Michelin-starred Heron & Grey to close in January
Co-owner Andrew Heron leaves partnership that won Michelin star 10 months after opening
Co-owner and general manager Andrew Heron, who opened the 22-seat restaurant with chef Damien Grey, is leaving the business in order to spend more time with his family. In April of this year, his wife Jessica gave birth to their first child, Mabel.
Heron has sold his interest in the restaurant to Grey, who will become sole owner and plans to re-open the premises as Liath restaurant on March 1st. Liath will follow the Heron & Grey template of a no-choice tasting menu, with 10 courses costing €78. The name, meaning “grey” in Irish, was chosen by his daughters, who had to explain the word to their Australian father.
Niall O’Connor, who has worked at Etto and at Richmond, both in Dublin, has been recruited to fill the general manager and sommelier role being vacated by Heron, and the existing front of house and kitchen team will transfer to the new restaurant.
In October, the restaurant retained its Michelin star, and is included in the 2019 edition of the guide. However, as Liath, it will be assessed as a new business. Rebecca Burr, director of the Michelin Guide Great Britain and Ireland, said: “We are aware of the situation at Heron & Grey, and we will take into account name and personnel changes as we develop our inspection timetable.”
The split is amicable and the business partnership will be dissolved after the final Heron & Grey dinner service on January 26th. “We are mates and great business partners, and none of that has changed,” Heron said.
The pair had agreed an exit strategy between themselves at the outset. “If one of us wanted to finish up, that was it, there would be no resistance,” said Grey. “We always knew the market value of it, so it was going to be one of two things, either I bought him out, or we went to the market with it, and then we both walked away from it.”
Grey decided to buy out his partner’s share. “I like this space. I’ve always said that there is good energy in this room.” The pair purchased the business from James Sheridan and Soizic Humbert, who operated it as Canteen @ The Market and went on to open Canteen Celbridge.
Heron & Grey is fully booked until January 26th, after which the shutters will come down for a month for staff holidays. Online reservations will open on February 1st for March bookings for Liath, which will continue in the same vein as Heron & Grey, serving a seasonal, no-choice menu. “We’ve built a system for this space that works, and that won’t change,” said Grey.
There will be one significant change to the way the restaurant operates, however. “Liath will be the next phase of what Andrew and I intended Heron & Grey to be,” Grey explained. “We are going to stop testing and experimenting, stop changing menus every two weeks.”
Instead of offering a completely new 10-course menu every two weeks, with no dish ever being repeated, individual dishes will be phased in and out as the seasons dictate.
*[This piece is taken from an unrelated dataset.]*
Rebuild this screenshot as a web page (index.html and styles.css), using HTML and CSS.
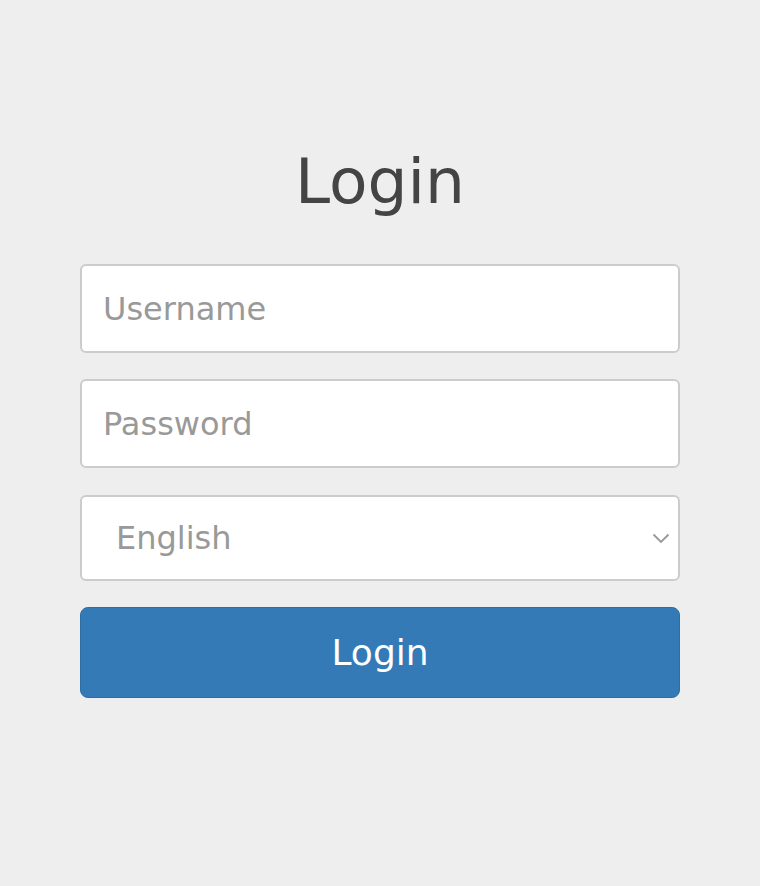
FILE: index.html
```html
<!DOCTYPE html>
<html lang="en">
<head>
<meta charset="utf-8">
<title>Login</title>
<link rel="stylesheet" href="styles.css">
</head>
<body>
<div class="login">
  <h1 class="title">Login</h1>
  <form class="form">
    <input class="field" type="text" placeholder="Username">
    <input class="field" type="password" placeholder="Password">
    <div class="select-wrap">
      <select class="field select">
        <option>English</option>
      </select>
      <svg class="chevron" width="18" height="11" viewBox="0 0 18 11" aria-hidden="true">
        <path d="M1.5 1.5 L9 9 L16.5 1.5" fill="none" stroke="#999" stroke-width="1.8"/>
      </svg>
    </div>
    <button class="btn" type="button">Login</button>
  </form>
</div>
</body>
</html>
```
FILE: styles.css
```css
html, body {
  margin: 0;
  padding: 0;
  background: #eeeeee;
  font-family: "DejaVu Sans", "Open Sans", sans-serif;
}

.login {
  width: 600px;
  margin: 0 auto;
  padding-top: 144px;
}

.title {
  margin: 0 0 44px;
  font-size: 63px;
  line-height: 76px;
  font-weight: 400;
  color: #444444;
  text-align: center;
}

.form {
  display: flex;
  flex-direction: column;
  gap: 26px;
}

.field {
  box-sizing: border-box;
  width: 100%;
  height: 89px;
  margin: 0;
  padding: 0 21px;
  border: 2px solid #cccccc;
  border-radius: 6px;
  background: #ffffff;
  font-family: inherit;
  font-size: 32px;
  color: #555555;
  outline: none;
}

.field::placeholder {
  color: #999999;
}

.select-wrap {
  position: relative;
  margin-top: 1px;
}

.select {
  height: 86px;
  padding: 0 34px;
  color: #999999;
  -webkit-appearance: none;
  appearance: none;
}

.chevron {
  position: absolute;
  right: 10px;
  top: 38px;
}

.btn {
  box-sizing: border-box;
  width: 100%;
  height: 91px;
  margin: 0;
  border: 1px solid #2e6da4;
  border-radius: 8px;
  background: #337ab7;
  color: #ffffff;
  font-family: inherit;
  font-size: 36px;
  cursor: pointer;
}
```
The menus will be constructed from the 698 individual dishes the team has created over the past three years.
“The best of the best,” is how Heron described the new menu plan, which he helped put in place before deciding to move on. “We made some belter dishes that we never got to go back to,” Grey added.
The pair have not ruled out working together again in the future and the contract the two signed to facilitate the change of ownership grants them equal rights to the name Heron & Grey. “He could come back to me in five years and say, ‘Hey, want to do this?’, and it would be a no-brainer,” Grey said.
In the meantime, Heron is contemplating his next move. “We finish up on January 26th and from that point forward, I will be searching for my next challenge, something that will allow me time to spend with my family. Everyone always told me that life changes when you have kids and I would never really believed them, until I had one. Over time, I realised I was missing things and I started looking at what I want in a very different way.”
For the now sole owner of the restaurant, it is full steam ahead with Liath, although plans for a revamp of the kitchen and dining room at the Blackrock premises have been put on hold. “I will be doing something eventually. I have it all drawn up and ready to rock ’n’ roll, but I’m going to wait,” Grey said.
However, from March, diners at the restaurant will be greeted with new white tablecloths on the previously bare wooden tables. “It’s not because we want to look posh,” Grey said, explaining that the move is to facilitate diners who take photographs of their food, so that the images that reach social media are improved.
“It’s a clear backdrop, so when people take photos, they will get a cleaner shot.”
For Grey and his team, the focus now will be on retaining the Michelin star. “To be honest with you, yes, having the star is amazing, but I’ll just have to go through the system again, and that’s fine. I’m happy to try, and we will see what happens.”
“What you’re not going to see is the bickering of an old married couple on the floor anymore,” Heron said, and they both laughed heartily. “That’s exactly what it had become.”
As double acts go, it was one of a kind.